Conforming ‘In the Shadow of Giants’, Part 1: Defining Our Terms
In the Land of Digital Video Postproduction, there is nothing more filled with pitfalls and traps than moving your timeline between software platforms. Forum message boards are littered with tales of woe; intelligent people brought to anger by the complexity of the task. And this task—moving timelines from one app to another—has a name, ‘Conforming’. This Insight kicks off a multi-part series by asking, “What is the ‘Golden Rule of Conforming Timelines’?”
But first, what is ‘Conforming A Timeline’?
This Insight will dig deep into a project Patrick recently conformed… and it was a bitch. The timeline had a series of unusual properties that don’t translate very well between different software apps. It was edited in Premiere Pro CC and exported via XML into DaVinci Resolve. But before we even begin to talk about the Golden Rule of Conforming a Timeline, we need to discuss what the heck we mean by the term ‘Conforming’? Different people apply different meanings.
Here on Mixing Light Dan, Pat and Robbie generally use the term identically. In this video Insight, you’ll learn specifically what they mean by ‘conforming’ and the end goal of the conform. Specifically, you’ll learn when you can absolutely positively state, “The Conform is finished and the color correction can begin.”
Why bother with ‘Conforming’?
Inevitably when talking about Conforming someone asks, “Why bother with Conforming? If it’s so difficult then just have the client render out a ‘flat’ movie and cut it up in Resolve using the Scene Cut Detector?”
That’s a great question. And the answer is simple: If your client specifically shot RAW then conforming their timeline back to the Camera Original footage gives you access to the RAW data. I’ve seen many jobs go sideways where the client decided to render out their RAW footage to a traditional codec—and get burned later. By rendering they lost access to the camera originals. In RAW workflows, often our clients think they’re saving time by skipping the Conform. But later they discover they compromised their final images by abandoning their RAW pipeline.
Conforming also provides editorial flexibility, post-color correction
As we all know, ‘picture lock’ never is. Clients almost always want to make changes – even after the color correct. If you grade using the camera original footage then you can render out each shot with extra frames. These 12-48 frames of ‘handles’ allows the editor to make slight tweaks to their timeline after the job has left the color grading suite. They don’t need to come back to you later (and pay you extra) simply to render out a few extra frames.
This Insight series will show you the Conform process I’m going through for a project that Mixing Light produced.
‘In the Shadow of Giants’ is available for purchase as a Color Correction Practice Project
This 10-minute short film was lensed in the late Spring of this year and color grading is wrapping up as I type this. It’s a terrific practice project with everything you’d hope…
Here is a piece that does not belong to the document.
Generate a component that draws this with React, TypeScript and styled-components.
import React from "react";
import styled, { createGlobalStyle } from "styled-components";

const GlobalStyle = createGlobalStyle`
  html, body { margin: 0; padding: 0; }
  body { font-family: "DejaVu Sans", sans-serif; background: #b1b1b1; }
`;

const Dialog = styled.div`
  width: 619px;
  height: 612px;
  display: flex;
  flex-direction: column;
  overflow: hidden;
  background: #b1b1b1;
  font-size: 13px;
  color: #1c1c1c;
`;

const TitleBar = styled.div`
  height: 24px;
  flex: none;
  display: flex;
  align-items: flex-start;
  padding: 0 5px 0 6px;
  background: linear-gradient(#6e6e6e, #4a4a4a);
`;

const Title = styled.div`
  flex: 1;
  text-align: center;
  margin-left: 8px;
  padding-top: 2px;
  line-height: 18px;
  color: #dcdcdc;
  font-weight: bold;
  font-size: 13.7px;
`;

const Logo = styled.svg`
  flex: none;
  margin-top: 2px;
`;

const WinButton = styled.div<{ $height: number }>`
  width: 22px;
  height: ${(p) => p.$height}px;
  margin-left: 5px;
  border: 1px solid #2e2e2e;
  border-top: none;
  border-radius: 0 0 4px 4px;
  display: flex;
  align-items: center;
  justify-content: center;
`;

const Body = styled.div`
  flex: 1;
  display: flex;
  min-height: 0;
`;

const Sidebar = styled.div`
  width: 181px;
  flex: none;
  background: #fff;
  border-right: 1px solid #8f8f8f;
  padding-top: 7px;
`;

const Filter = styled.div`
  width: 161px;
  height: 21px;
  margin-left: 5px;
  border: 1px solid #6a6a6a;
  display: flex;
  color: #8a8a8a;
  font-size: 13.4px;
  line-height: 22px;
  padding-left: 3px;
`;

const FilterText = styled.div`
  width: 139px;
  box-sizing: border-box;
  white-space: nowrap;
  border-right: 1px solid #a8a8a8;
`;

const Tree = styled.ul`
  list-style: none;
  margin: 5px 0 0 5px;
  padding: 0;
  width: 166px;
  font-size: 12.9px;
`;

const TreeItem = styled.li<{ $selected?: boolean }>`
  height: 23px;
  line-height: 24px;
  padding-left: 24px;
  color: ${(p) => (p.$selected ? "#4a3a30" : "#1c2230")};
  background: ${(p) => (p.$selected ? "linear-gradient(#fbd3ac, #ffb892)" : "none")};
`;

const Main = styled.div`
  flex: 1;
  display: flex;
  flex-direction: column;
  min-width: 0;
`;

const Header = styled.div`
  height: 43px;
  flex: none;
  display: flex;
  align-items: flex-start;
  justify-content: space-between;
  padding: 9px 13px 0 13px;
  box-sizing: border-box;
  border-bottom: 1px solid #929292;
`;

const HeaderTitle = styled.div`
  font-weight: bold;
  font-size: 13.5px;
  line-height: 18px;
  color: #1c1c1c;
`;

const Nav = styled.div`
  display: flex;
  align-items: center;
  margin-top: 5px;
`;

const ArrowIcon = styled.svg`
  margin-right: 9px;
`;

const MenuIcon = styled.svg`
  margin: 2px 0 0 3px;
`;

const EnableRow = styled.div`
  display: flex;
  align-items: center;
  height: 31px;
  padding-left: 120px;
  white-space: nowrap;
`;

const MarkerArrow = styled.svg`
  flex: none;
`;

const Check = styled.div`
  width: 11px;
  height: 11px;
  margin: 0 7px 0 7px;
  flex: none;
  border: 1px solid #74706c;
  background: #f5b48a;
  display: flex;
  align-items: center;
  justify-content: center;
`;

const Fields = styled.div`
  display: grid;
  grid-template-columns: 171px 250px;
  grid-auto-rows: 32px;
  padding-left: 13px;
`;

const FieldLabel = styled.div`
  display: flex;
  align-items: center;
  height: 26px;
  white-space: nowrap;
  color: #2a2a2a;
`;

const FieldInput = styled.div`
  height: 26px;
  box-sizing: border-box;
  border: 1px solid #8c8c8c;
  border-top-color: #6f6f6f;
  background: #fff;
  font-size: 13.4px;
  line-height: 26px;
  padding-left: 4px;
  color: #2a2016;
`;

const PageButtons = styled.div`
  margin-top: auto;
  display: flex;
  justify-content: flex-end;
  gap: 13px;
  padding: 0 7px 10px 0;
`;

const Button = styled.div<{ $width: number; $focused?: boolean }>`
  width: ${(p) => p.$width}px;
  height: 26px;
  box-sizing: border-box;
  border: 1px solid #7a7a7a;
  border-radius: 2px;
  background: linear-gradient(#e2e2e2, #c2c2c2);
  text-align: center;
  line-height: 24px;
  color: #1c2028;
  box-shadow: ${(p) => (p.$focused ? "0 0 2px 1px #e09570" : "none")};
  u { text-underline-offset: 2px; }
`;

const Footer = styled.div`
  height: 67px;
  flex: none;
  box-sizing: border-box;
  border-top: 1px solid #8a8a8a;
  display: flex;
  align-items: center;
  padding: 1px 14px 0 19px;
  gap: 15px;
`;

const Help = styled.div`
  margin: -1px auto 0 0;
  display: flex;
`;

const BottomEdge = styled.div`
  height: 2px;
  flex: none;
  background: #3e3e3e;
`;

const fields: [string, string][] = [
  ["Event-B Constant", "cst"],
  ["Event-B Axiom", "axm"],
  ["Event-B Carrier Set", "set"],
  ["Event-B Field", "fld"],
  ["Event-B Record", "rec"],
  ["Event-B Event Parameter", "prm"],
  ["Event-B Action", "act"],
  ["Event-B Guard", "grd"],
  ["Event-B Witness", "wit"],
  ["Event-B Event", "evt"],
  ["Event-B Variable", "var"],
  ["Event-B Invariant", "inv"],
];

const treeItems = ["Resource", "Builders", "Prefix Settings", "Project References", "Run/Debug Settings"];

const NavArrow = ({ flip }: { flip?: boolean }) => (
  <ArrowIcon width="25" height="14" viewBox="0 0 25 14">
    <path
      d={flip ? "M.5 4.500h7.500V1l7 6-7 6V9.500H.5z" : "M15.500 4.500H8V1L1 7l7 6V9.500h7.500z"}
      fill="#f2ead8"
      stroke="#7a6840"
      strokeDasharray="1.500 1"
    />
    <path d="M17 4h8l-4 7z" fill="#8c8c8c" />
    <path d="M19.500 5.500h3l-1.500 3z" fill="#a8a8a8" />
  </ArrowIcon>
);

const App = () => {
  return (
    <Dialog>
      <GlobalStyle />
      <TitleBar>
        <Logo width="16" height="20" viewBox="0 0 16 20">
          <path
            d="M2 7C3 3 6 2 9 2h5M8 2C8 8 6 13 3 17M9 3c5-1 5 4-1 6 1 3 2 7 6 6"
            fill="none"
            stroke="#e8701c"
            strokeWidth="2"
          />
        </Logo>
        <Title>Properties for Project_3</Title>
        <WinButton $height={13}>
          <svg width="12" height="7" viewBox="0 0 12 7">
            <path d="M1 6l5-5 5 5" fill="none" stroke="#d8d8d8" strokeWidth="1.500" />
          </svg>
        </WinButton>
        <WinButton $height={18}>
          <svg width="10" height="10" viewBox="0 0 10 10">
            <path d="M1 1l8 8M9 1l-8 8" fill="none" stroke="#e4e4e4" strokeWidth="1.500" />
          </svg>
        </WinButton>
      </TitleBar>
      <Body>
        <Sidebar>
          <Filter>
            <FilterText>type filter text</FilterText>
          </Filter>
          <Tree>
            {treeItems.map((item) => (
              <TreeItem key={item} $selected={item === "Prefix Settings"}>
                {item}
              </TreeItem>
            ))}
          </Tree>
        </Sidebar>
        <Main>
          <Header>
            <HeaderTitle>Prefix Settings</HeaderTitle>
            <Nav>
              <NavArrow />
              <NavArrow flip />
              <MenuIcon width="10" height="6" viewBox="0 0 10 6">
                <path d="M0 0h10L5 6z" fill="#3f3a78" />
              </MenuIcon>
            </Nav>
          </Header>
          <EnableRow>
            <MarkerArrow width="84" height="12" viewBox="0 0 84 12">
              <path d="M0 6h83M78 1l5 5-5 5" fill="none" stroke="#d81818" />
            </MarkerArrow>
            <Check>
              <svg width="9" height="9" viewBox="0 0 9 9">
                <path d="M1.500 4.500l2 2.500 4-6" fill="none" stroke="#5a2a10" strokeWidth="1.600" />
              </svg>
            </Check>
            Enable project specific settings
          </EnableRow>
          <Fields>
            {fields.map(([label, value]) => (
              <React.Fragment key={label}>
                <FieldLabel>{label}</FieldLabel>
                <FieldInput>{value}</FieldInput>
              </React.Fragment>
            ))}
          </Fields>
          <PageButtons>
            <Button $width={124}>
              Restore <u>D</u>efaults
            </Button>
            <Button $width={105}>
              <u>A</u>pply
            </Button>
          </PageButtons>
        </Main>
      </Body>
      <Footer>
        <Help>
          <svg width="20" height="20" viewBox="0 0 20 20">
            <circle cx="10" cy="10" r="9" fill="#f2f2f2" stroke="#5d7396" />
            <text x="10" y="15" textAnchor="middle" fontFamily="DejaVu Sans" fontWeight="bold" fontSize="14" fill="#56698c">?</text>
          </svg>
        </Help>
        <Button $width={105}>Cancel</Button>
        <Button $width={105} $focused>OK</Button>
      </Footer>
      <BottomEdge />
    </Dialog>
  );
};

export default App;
- 10 minutes, 200 shots: Perfect for working on your color correction muscle memory and simulating a beefy job
- Mix of codecs: With CinameDNG, ProRes, and .h264 this project is typical of a modern documentary or corporate storytelling piece. There are some terrific images that ‘grade up’ easily and others that have serious problems
- Mix of cameras: Blackmagic Cinema Camera, Canon C100, Xenmuse X5 on an Osmo Mount – which all need to be graded into a seamless stream of images
- Time-lapse footage that gives you an easy opportunity to work on your keyframing skills
- Strong story, set in Paris with good music: It’s easy to watch and listen to with a solid narrative that makes this feel like a ‘real job’… because it was designed, produced and shot like a real job.
This ‘Conforming Giants’ series highlights the bit of the workflow we can’t provide you
Giants was a 7-day shoot. The final hard drive had over 800GB of source material. Obviously, we can’t provide the entire hard drive as a download. So we’ve conformed the final timeline and Media Managed it down to only the footage needed to recreate the timeline. This ‘Conforming Giants’ series documents this process, so you can learn from that process too.
In the end, you’ll have Giants conformed to DaVinci Resolve, Final Cut Pro X and Premiere Pro CC (of course). The main thrust of this Insight will focus on DaVinci Resolve. But I’ll document the significant challenges presented by Final Cut Pro X, as well.